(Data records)
--- --- ---
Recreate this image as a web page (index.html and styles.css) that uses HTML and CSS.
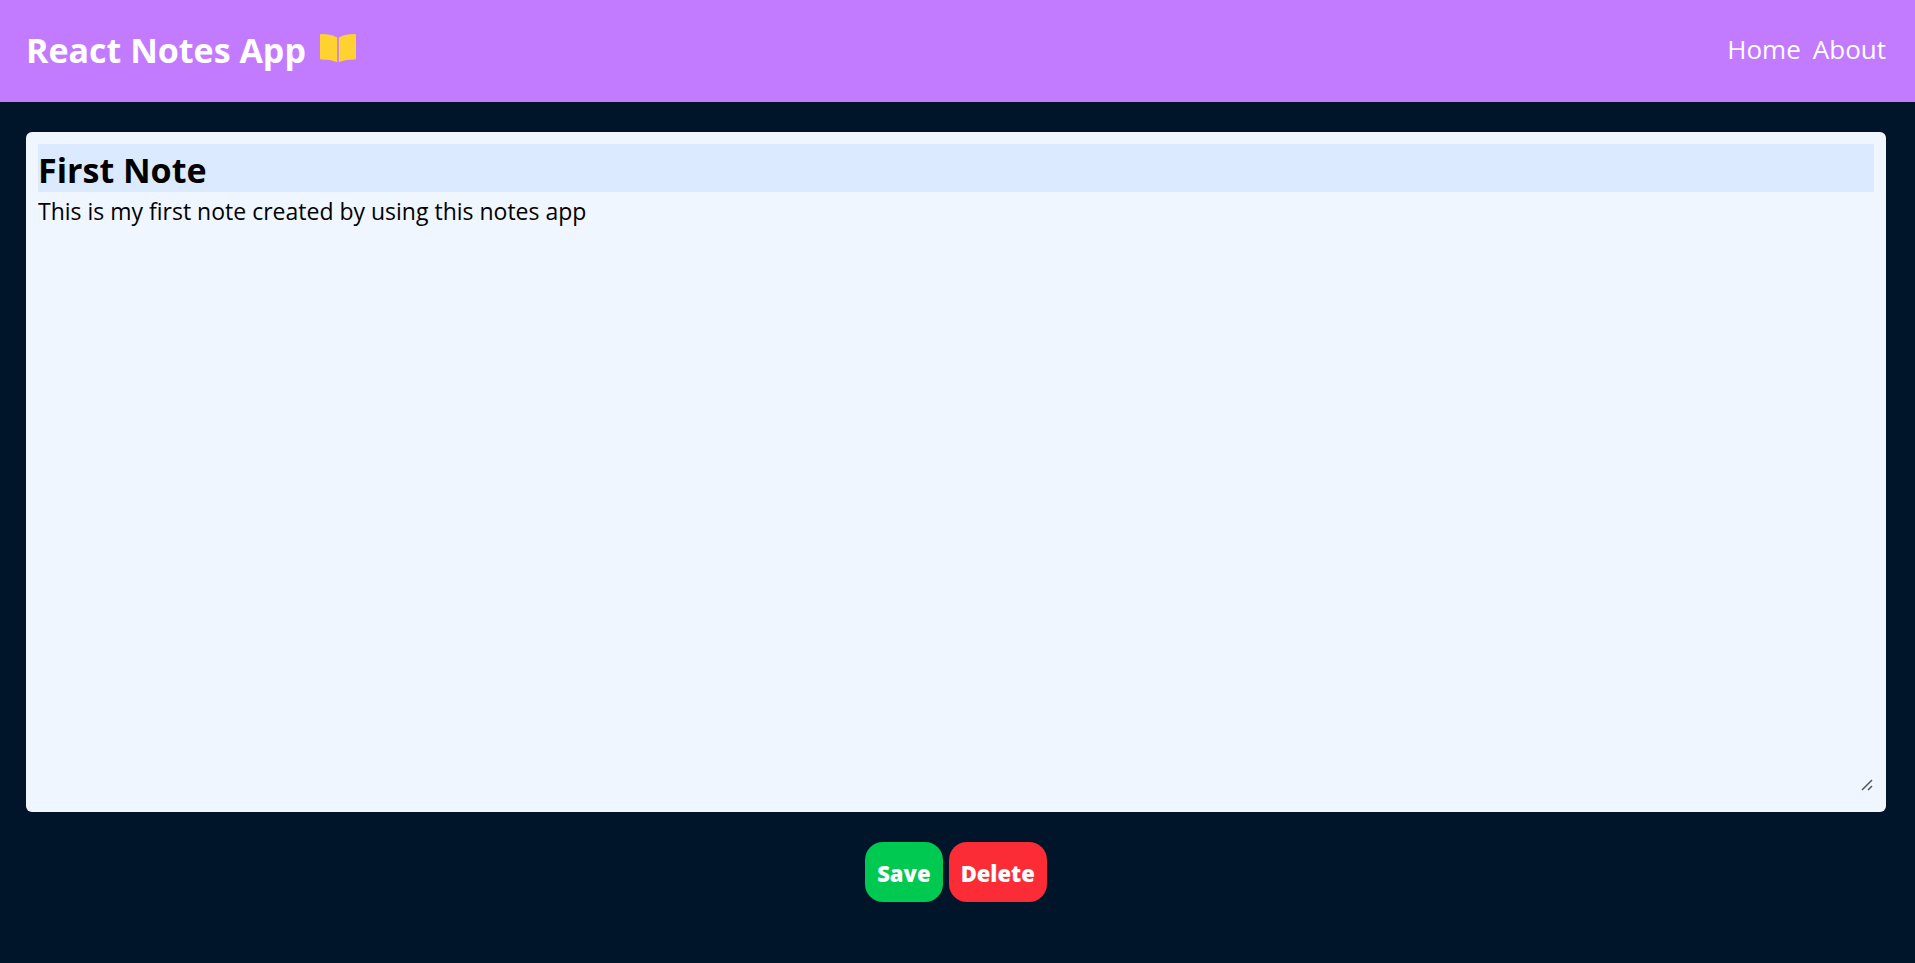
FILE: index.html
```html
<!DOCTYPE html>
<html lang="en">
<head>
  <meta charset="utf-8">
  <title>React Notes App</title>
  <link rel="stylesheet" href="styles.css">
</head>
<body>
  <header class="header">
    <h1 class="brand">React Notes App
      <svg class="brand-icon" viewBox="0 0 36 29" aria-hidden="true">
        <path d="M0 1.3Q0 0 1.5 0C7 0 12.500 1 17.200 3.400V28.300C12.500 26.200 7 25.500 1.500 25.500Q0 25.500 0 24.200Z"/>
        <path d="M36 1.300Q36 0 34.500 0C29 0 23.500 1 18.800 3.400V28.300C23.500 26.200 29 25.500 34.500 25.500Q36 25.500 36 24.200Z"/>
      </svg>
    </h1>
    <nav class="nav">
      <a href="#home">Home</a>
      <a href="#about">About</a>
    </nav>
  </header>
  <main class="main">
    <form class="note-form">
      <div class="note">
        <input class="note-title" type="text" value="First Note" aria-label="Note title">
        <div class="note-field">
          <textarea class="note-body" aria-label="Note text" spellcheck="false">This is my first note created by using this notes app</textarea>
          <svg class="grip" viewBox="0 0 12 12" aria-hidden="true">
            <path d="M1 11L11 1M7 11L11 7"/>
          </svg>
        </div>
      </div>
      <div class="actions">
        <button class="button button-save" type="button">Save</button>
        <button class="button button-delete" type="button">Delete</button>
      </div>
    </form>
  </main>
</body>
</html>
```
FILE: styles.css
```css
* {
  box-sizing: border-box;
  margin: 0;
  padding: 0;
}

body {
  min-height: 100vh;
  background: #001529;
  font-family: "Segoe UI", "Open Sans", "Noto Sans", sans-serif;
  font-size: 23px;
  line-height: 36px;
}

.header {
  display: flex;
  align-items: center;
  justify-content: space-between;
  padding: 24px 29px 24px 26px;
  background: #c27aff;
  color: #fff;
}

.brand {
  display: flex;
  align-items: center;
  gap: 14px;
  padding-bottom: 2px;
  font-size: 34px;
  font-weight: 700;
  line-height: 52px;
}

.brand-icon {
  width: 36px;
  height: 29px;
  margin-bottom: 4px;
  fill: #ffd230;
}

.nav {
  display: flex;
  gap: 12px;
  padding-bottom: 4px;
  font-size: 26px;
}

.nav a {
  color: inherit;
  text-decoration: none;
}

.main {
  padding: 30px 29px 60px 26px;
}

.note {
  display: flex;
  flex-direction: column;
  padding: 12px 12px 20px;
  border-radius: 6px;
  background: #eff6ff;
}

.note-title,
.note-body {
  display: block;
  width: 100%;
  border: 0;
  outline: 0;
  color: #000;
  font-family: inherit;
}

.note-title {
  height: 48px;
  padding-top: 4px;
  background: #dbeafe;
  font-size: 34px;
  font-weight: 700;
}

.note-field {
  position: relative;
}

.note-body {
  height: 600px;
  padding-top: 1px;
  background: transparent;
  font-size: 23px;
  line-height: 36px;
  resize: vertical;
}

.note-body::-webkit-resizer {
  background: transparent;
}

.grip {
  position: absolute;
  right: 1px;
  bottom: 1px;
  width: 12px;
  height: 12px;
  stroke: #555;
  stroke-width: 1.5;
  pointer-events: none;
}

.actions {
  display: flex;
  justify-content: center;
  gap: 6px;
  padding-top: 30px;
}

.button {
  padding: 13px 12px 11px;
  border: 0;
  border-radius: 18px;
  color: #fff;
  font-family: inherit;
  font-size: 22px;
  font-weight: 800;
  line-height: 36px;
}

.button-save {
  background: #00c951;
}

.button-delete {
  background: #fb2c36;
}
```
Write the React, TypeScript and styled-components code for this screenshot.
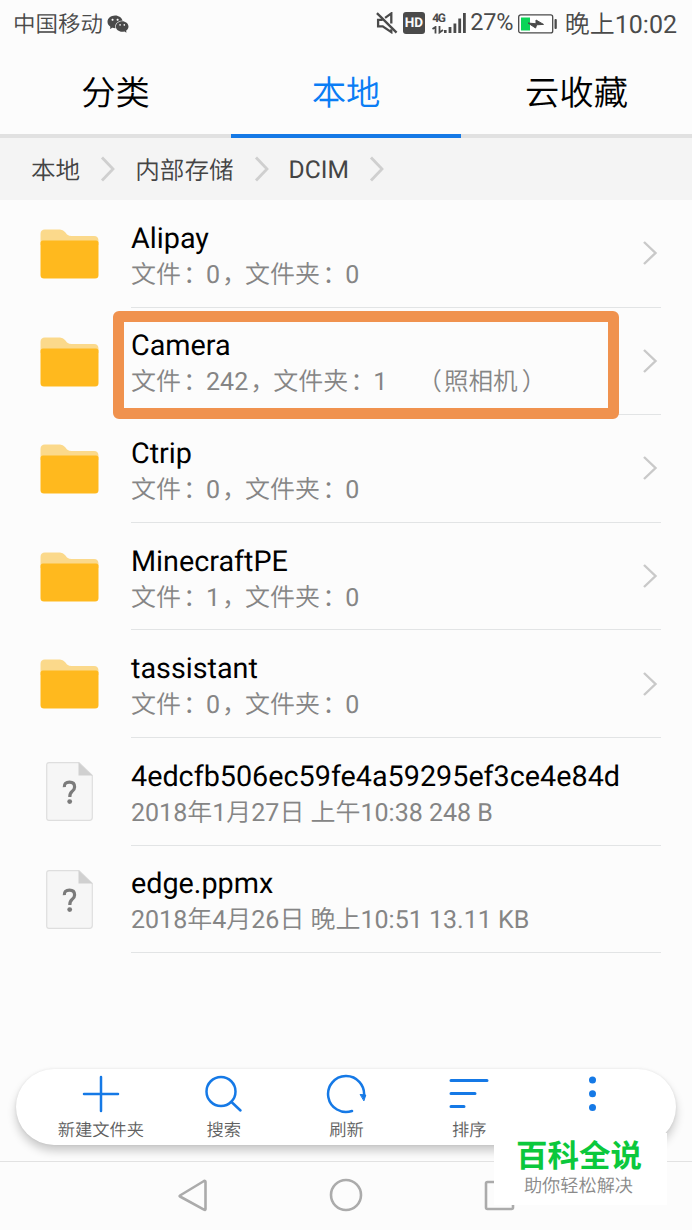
--- --- ---
Exercise:
Transcribe the full listing above exactly as it stands, minus the pictures.

Written solution:
Recreate this image as a web page (index.html and styles.css) that uses HTML and CSS.
FILE: index.html
```html
<!DOCTYPE html>
<html lang="en">
<head>
  <meta charset="utf-8">
  <title>React Notes App</title>
  <link rel="stylesheet" href="styles.css">
</head>
<body>
  <header class="header">
    <h1 class="brand">React Notes App
      <svg class="brand-icon" viewBox="0 0 36 29" aria-hidden="true">
        <path d="M0 1.3Q0 0 1.5 0C7 0 12.500 1 17.200 3.400V28.300C12.500 26.200 7 25.500 1.500 25.500Q0 25.500 0 24.200Z"/>
        <path d="M36 1.300Q36 0 34.500 0C29 0 23.500 1 18.800 3.400V28.300C23.500 26.200 29 25.500 34.500 25.500Q36 25.500 36 24.200Z"/>
      </svg>
    </h1>
    <nav class="nav">
      <a href="#home">Home</a>
      <a href="#about">About</a>
    </nav>
  </header>
  <main class="main">
    <form class="note-form">
      <div class="note">
        <input class="note-title" type="text" value="First Note" aria-label="Note title">
        <div class="note-field">
          <textarea class="note-body" aria-label="Note text" spellcheck="false">This is my first note created by using this notes app</textarea>
          <svg class="grip" viewBox="0 0 12 12" aria-hidden="true">
            <path d="M1 11L11 1M7 11L11 7"/>
          </svg>
        </div>
      </div>
      <div class="actions">
        <button class="button button-save" type="button">Save</button>
        <button class="button button-delete" type="button">Delete</button>
      </div>
    </form>
  </main>
</body>
</html>
```
FILE: styles.css
```css
* {
  box-sizing: border-box;
  margin: 0;
  padding: 0;
}

body {
  min-height: 100vh;
  background: #001529;
  font-family: "Segoe UI", "Open Sans", "Noto Sans", sans-serif;
  font-size: 23px;
  line-height: 36px;
}

.header {
  display: flex;
  align-items: center;
  justify-content: space-between;
  padding: 24px 29px 24px 26px;
  background: #c27aff;
  color: #fff;
}

.brand {
  display: flex;
  align-items: center;
  gap: 14px;
  padding-bottom: 2px;
  font-size: 34px;
  font-weight: 700;
  line-height: 52px;
}

.brand-icon {
  width: 36px;
  height: 29px;
  margin-bottom: 4px;
  fill: #ffd230;
}

.nav {
  display: flex;
  gap: 12px;
  padding-bottom: 4px;
  font-size: 26px;
}

.nav a {
  color: inherit;
  text-decoration: none;
}

.main {
  padding: 30px 29px 60px 26px;
}

.note {
  display: flex;
  flex-direction: column;
  padding: 12px 12px 20px;
  border-radius: 6px;
  background: #eff6ff;
}

.note-title,
.note-body {
  display: block;
  width: 100%;
  border: 0;
  outline: 0;
  color: #000;
  font-family: inherit;
}

.note-title {
  height: 48px;
  padding-top: 4px;
  background: #dbeafe;
  font-size: 34px;
  font-weight: 700;
}

.note-field {
  position: relative;
}

.note-body {
  height: 600px;
  padding-top: 1px;
  background: transparent;
  font-size: 23px;
  line-height: 36px;
  resize: vertical;
}

.note-body::-webkit-resizer {
  background: transparent;
}

.grip {
  position: absolute;
  right: 1px;
  bottom: 1px;
  width: 12px;
  height: 12px;
  stroke: #555;
  stroke-width: 1.5;
  pointer-events: none;
}

.actions {
  display: flex;
  justify-content: center;
  gap: 6px;
  padding-top: 30px;
}

.button {
  padding: 13px 12px 11px;
  border: 0;
  border-radius: 18px;
  color: #fff;
  font-family: inherit;
  font-size: 22px;
  font-weight: 800;
  line-height: 36px;
}

.button-save {
  background: #00c951;
}

.button-delete {
  background: #fb2c36;
}
```
Write the React, TypeScript and styled-components code for this screenshot.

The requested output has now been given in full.